◆ SOURCE MATERIAL ◆
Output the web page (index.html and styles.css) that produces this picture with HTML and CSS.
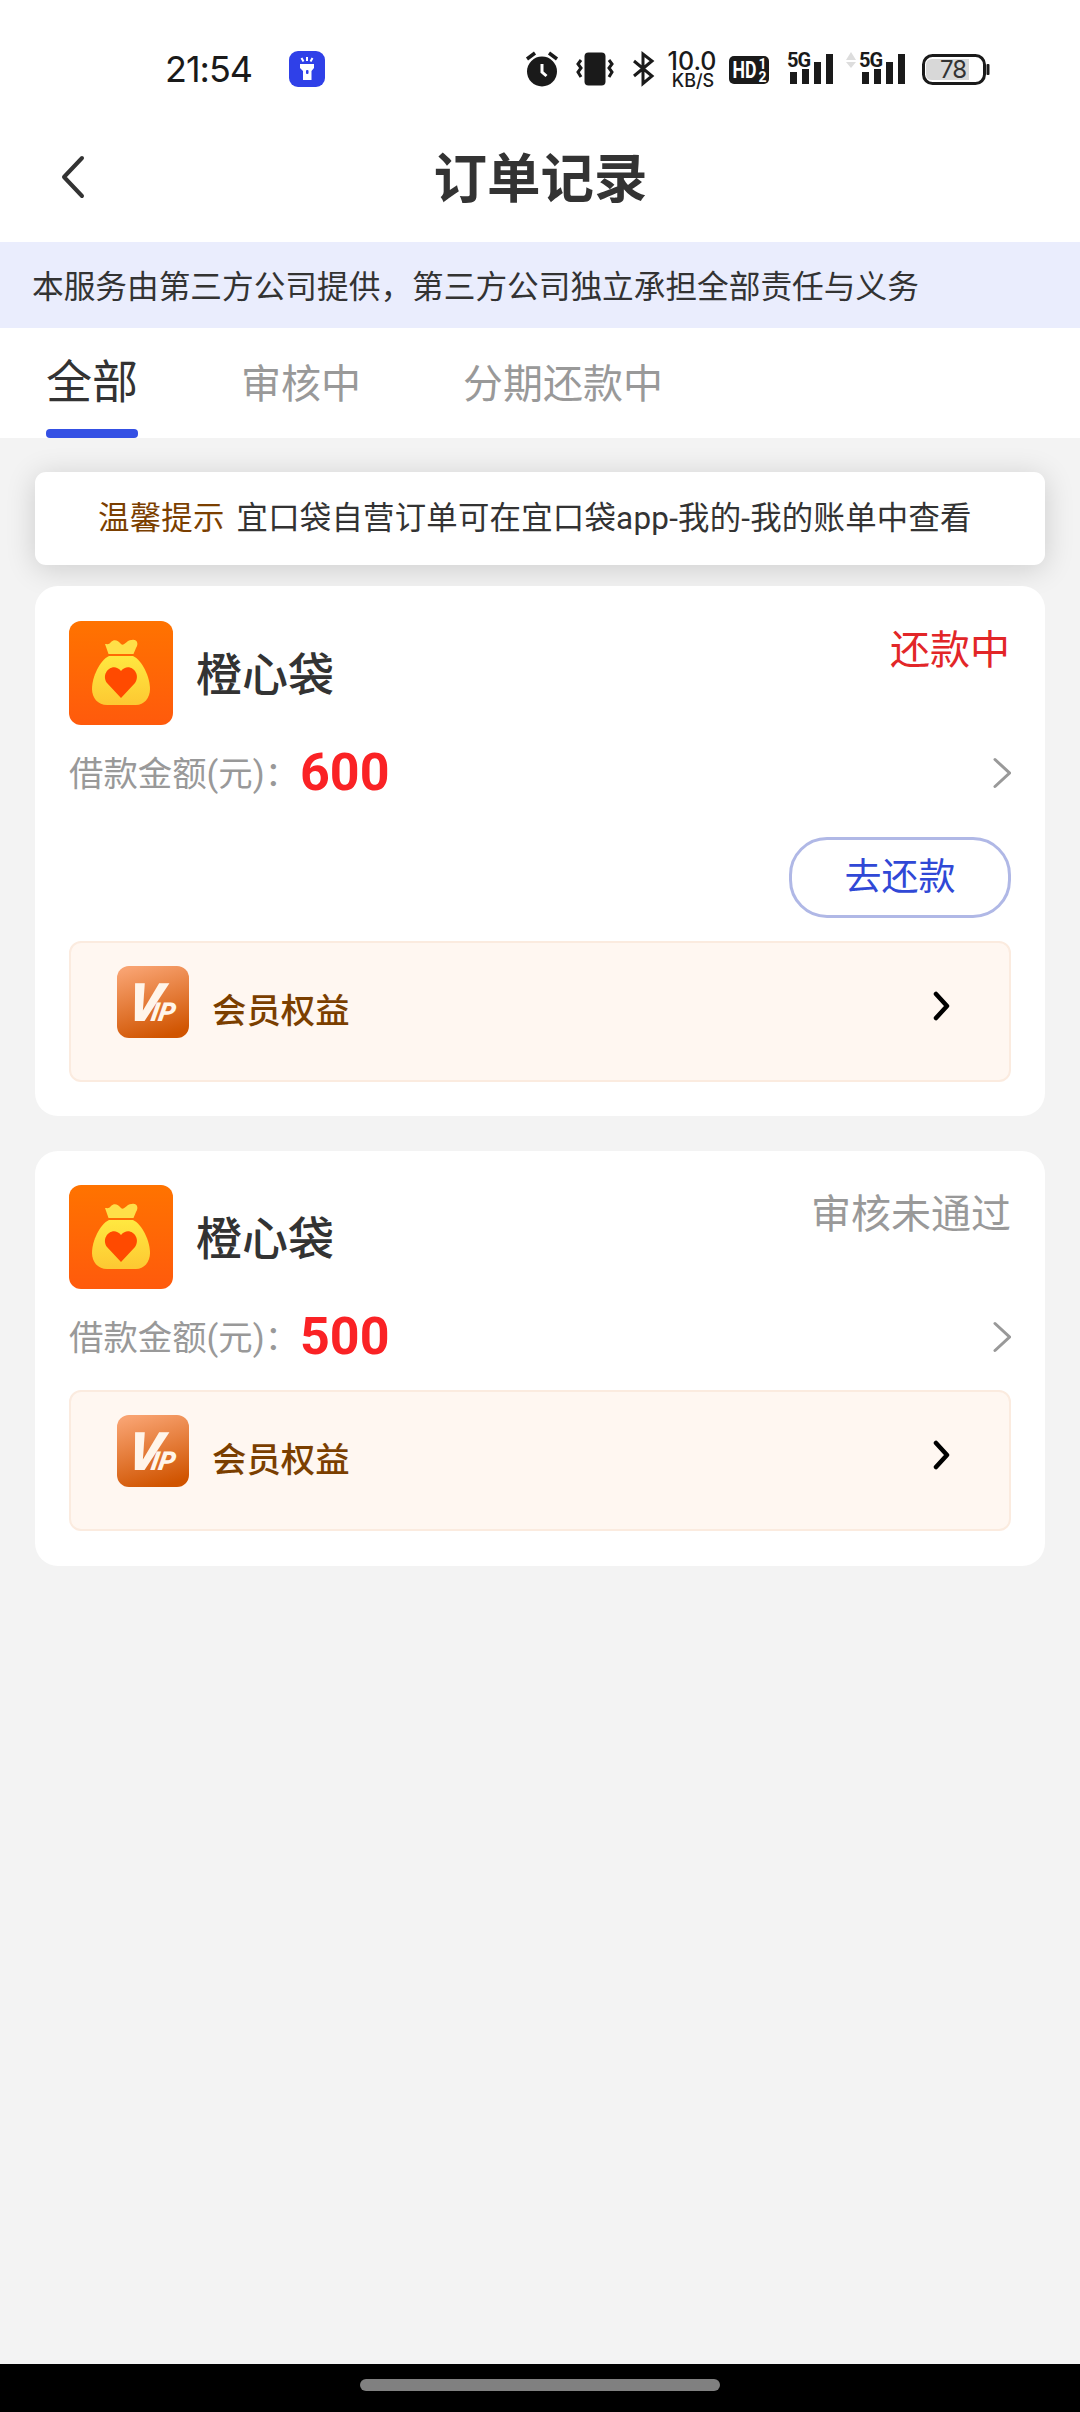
FILE: index.html
```html
<!DOCTYPE html>
<html lang="zh-CN">
<head>
<meta charset="utf-8">
<title>订单记录</title>
<link rel="stylesheet" href="styles.css">
</head>
<body>
<svg width="0" height="0" class="defs">
  <defs>
    <linearGradient id="orange" x1="0" y1="0" x2="0" y2="1"><stop offset="0" stop-color="#ff7300"/><stop offset="1" stop-color="#ff5a0c"/></linearGradient>
    <linearGradient id="gold" x1="0" y1="0" x2="0" y2="1"><stop offset="0" stop-color="#ffe840"/><stop offset="1" stop-color="#fdc832"/></linearGradient>
    <linearGradient id="copper" x1="0.3" y1="0" x2="0.6" y2="1"><stop offset="0" stop-color="#f8a270"/><stop offset="1" stop-color="#d05400"/></linearGradient>
    <symbol id="bag" viewBox="0 0 104 104">
      <rect width="104" height="104" rx="12" fill="url(#orange)"/>
      <path d="M36 23C38 23 40 24 42 21C45 18 49 19 52 23C55 26 58 18 63 19C68 18 70 23 67 27L64.500 33H39.500Z" fill="#ffdf48"/>
      <path d="M40 35H64C73 39 81 56 81 68C81 77 75 84 67 84H38C29 84 23 77 23 68C23 56 31 39 40 35Z" fill="url(#gold)"/>
      <path d="M52 77L38 62C31 52 44 40 52 50C60 40 73 52 66 62Z" fill="#ff4a00"/>
    </symbol>
    <symbol id="vip-tile" viewBox="0 0 72 72"><rect width="72" height="72" rx="12" fill="url(#copper)"/></symbol>
  </defs>
</svg>
<header class="status">
  <span class="clock">21:54</span>
  <svg class="torch" viewBox="0 0 36 36"><rect width="36" height="36" rx="9" fill="#2f40e8"/><path d="M11 13H25V17L22.500 20V29H14V20L11 17Z" fill="#fff"/><path d="M12.500 7L14.500 10.500M18 6V10M23.500 7L21.500 10.500" stroke="#fff" stroke-width="2"/><rect x="17" y="19" width="2.500" height="4" rx="1" fill="#2f40e8"/></svg>
  <svg class="indicators" viewBox="0 0 500 44" fill="#1a1a1a">
    <circle cx="18" cy="24.500" r="15"/><path d="M3 12L11 6M25 6L33 12" stroke="#1a1a1a" stroke-width="3.500"/><path d="M18 17V25L22.500 29" fill="none" stroke="#fff" stroke-width="3"/>
    <rect x="60.500" y="5.500" width="21" height="33" rx="4"/><path d="M57 13L54 17L57 21L54 25L57 30M85 13L88 17L85 21L88 25L85 30" fill="none" stroke="#1a1a1a" stroke-width="3"/>
    <path d="M110 14L128 29L119 36.500V7L128 14L110 29" fill="none" stroke="#1a1a1a" stroke-width="3"/>
    <text x="168" y="23" class="speed">10.0</text><text x="169" y="39.500" class="unit">KB/S</text>
    <rect x="205" y="9" width="40" height="28" rx="5"/><text x="208.500" y="31" class="hd" textLength="24" lengthAdjust="spacingAndGlyphs">HD</text><text x="238.500" y="22" class="sim">1</text><text x="238.500" y="34.500" class="sim">2</text>
    <text x="263" y="20" class="net">5G</text><path d="M266 25h7v12h-7zM278 22h7v15h-7zM290 15h7v22h-7zM302 7h7v30h-7z"/>
    <path d="M322 13L327 5L332 13ZM322 15L327 21L332 15Z" fill="#ddd"/>
    <text x="335" y="20" class="net">5G</text><path d="M338 25h7v12h-7zM350 22h7v15h-7zM362 15h7v22h-7zM374 7h7v30h-7z"/>
    <rect x="399.500" y="8.500" width="61" height="28" rx="9" fill="#fff" stroke="#1a1a1a" stroke-width="3"/><path d="M408 12H445V33H408Q402 33 402 27V18Q402 12 408 12Z" fill="#d8d8d8"/><rect x="462.500" y="17" width="3" height="11" rx="1"/><text x="429" y="31" class="battery">78</text>
  </svg>
</header>
<nav class="titlebar">
  <svg class="back" viewBox="0 0 28 46"><path d="M23 4L5 23L23 42" fill="none" stroke="#333" stroke-width="4" stroke-linecap="round" stroke-linejoin="round"/></svg>
  <h1>订单记录</h1>
</nav>
<p class="disclaimer">本服务由第三方公司提供，第三方公司独立承担全部责任与义务</p>
<div class="tabs"><span class="tab active">全部</span><span class="tab">审核中</span><span class="tab">分期还款中</span></div>
<main>
  <div class="tip"><b>温馨提示</b><span>宜口袋自营订单可在宜口袋app-我的-我的账单中查看</span></div>
  <section class="card">
    <div class="head"><svg class="logo"><use href="#bag"/></svg><h2>橙心袋</h2><span class="state due">还款中</span></div>
    <div class="amount"><span class="label">借款金额(元)：</span><strong>600</strong><svg class="more" viewBox="0 0 20 32"><path d="M4 2.500L18.500 16L4 29.500" fill="none" stroke="#999" stroke-width="3" stroke-linecap="round"/></svg></div>
    <div class="actions"><button>去还款</button></div>
    <div class="member"><svg class="vip" viewBox="0 0 72 72"><use href="#vip-tile"/><text transform="translate(8 55) skewX(-10)" class="v">V<tspan dx="-9" class="ip">IP</tspan></text></svg><span>会员权益</span><svg class="go" viewBox="0 0 18 30"><path d="M4 3L15 15L4 27" fill="none" stroke="#000" stroke-width="4.500" stroke-linecap="round" stroke-linejoin="round"/></svg></div>
  </section>
  <section class="card rejected">
    <div class="head"><svg class="logo"><use href="#bag"/></svg><h2>橙心袋</h2><span class="state">审核未通过</span></div>
    <div class="amount"><span class="label">借款金额(元)：</span><strong>500</strong><svg class="more" viewBox="0 0 20 32"><path d="M4 2.500L18.500 16L4 29.500" fill="none" stroke="#999" stroke-width="3" stroke-linecap="round"/></svg></div>
    <div class="member"><svg class="vip" viewBox="0 0 72 72"><use href="#vip-tile"/><text transform="translate(8 55) skewX(-10)" class="v">V<tspan dx="-9" class="ip">IP</tspan></text></svg><span>会员权益</span><svg class="go" viewBox="0 0 18 30"><path d="M4 3L15 15L4 27" fill="none" stroke="#000" stroke-width="4.500" stroke-linecap="round" stroke-linejoin="round"/></svg></div>
  </section>
</main>
<footer class="gesture"><i></i></footer>
</body>
</html>
```
FILE: styles.css
```css
* { box-sizing: border-box; margin: 0; padding: 0; }
body { width: 1080px; height: 2412px; display: flex; flex-direction: column; background: #f3f3f3; color: #333; font-family: Roboto, "Noto Sans CJK SC", sans-serif; overflow: hidden; }
.defs { position: absolute; }
svg { flex: none; }
.status { height: 112px; background: #fff; display: flex; padding: 0 0 0 165px; }
.clock { width: 124px; margin-top: 47px; font: 36px/45px Inter, sans-serif; letter-spacing: -1px; color: #1a1a1a; }
.torch { width: 36px; height: 36px; margin-top: 51px; }
.indicators { width: 500px; height: 44px; margin: 47px 0 0 199px; font-family: Inter, sans-serif; }
.speed { font-size: 25px; font-weight: 500; text-anchor: middle; }
.unit { font-size: 18px; font-weight: 500; text-anchor: middle; }
.hd { font: bold 23px Roboto, sans-serif; fill: #fff; }
.sim { font: bold 14px Roboto, sans-serif; fill: #fff; text-anchor: middle; }
.net { font: bold 20px Roboto, sans-serif; letter-spacing: -1px; }
.battery { font-size: 24px; letter-spacing: -1px; fill: #333; text-anchor: middle; }
.titlebar { height: 130px; background: #fff; display: grid; grid-template-columns: 180px 1fr 180px; align-items: center; }
.back { width: 28px; height: 46px; margin: 0 0 0 59px; }
h1 { padding: 5px 0 0 1px; text-align: center; font-size: 53.500px; line-height: 80px; font-weight: 700; }
.disclaimer { height: 86px; padding-left: 32px; background: #eaedfd; font-size: 31.680px; line-height: 91px; white-space: nowrap; }
.tabs { height: 110px; background: #fff; display: flex; padding-left: 46px; }
.tab { height: 110px; margin-right: 102px; line-height: 113px; font-size: 40px; color: #999; white-space: nowrap; }
.active { width: 92px; font-size: 46px; line-height: 109px; color: #333; margin-right: 103px; }
.active::after { content: ""; display: block; height: 9px; margin-top: -8px; border-radius: 4px; background: #3450e4; }
main { flex: 1; padding: 34px 35px 0; }
.tip { height: 93px; margin-bottom: 21px; padding: 0 63px; border-radius: 11px; background: #fff; box-shadow: 0 4px 30px rgba(0, 0, 0, .16); display: flex; gap: 12px; font-size: 31.400px; letter-spacing: .24px; line-height: 93px; white-space: nowrap; }
.tip b { font-weight: 400; color: #7b3f00; }
.card { margin-bottom: 35px; padding: 35px 34px 34px; border-radius: 23px; background: #fff; }
.rejected { padding: 34px 34px 35px; }
.head { height: 104px; display: flex; }
.logo { width: 104px; height: 104px; }
h2 { margin-left: 23px; font-size: 46px; line-height: 108px; font-weight: 500; }
.state { margin-left: auto; font-size: 40px; line-height: 59px; color: #999; }
.due { padding-right: 1px; color: #e22628; }
.amount { height: 96px; display: flex; align-items: center; font-size: 34.400px; color: #999; }
.rejected .amount { margin-bottom: 5px; }
.label { width: 231px; padding-bottom: 5px; white-space: nowrap; }
strong { padding-bottom: 2px; font: bold 52px Roboto, sans-serif; color: #fa2225; }
.more { width: 20px; height: 32px; margin-left: auto; }
.actions { display: flex; justify-content: flex-end; height: 120px; padding-top: 16px; }
button { width: 222px; height: 81px; border: 3px solid #b0b8e6; border-radius: 38px; background: #fff; color: #3048d6; font: 37px/75px Roboto, "Noto Sans CJK SC", sans-serif; }
.member { height: 141px; padding: 23px 59px 0 46px; display: flex; border: 2px solid #fbebdf; border-radius: 12px; background: #fff7f1; color: #7b3f00; font-size: 34.400px; font-weight: 500; line-height: 90px; }
.member span { margin-left: 23px; }
.vip { width: 72px; height: 72px; }
.v { font: italic 900 53px Roboto, sans-serif; fill: #fff5ea; }
.ip { font-size: 26px; }
.go { width: 18px; height: 30px; margin: 25px 0 0 auto; }
.gesture { height: 48px; padding-top: 15px; background: #000; display: flex; justify-content: center; }
.gesture i { width: 360px; height: 12px; border-radius: 6px; background: #808080; }
```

◆ TASK OBJECTIVE ◆
From the listing, copy every line where the string "styles" appears.

◆ SOLVED EXERCISE ◆
Output the web page (index.html and styles.css) that produces this picture with HTML and CSS.
<link rel="stylesheet" href="styles.css">
FILE: styles.css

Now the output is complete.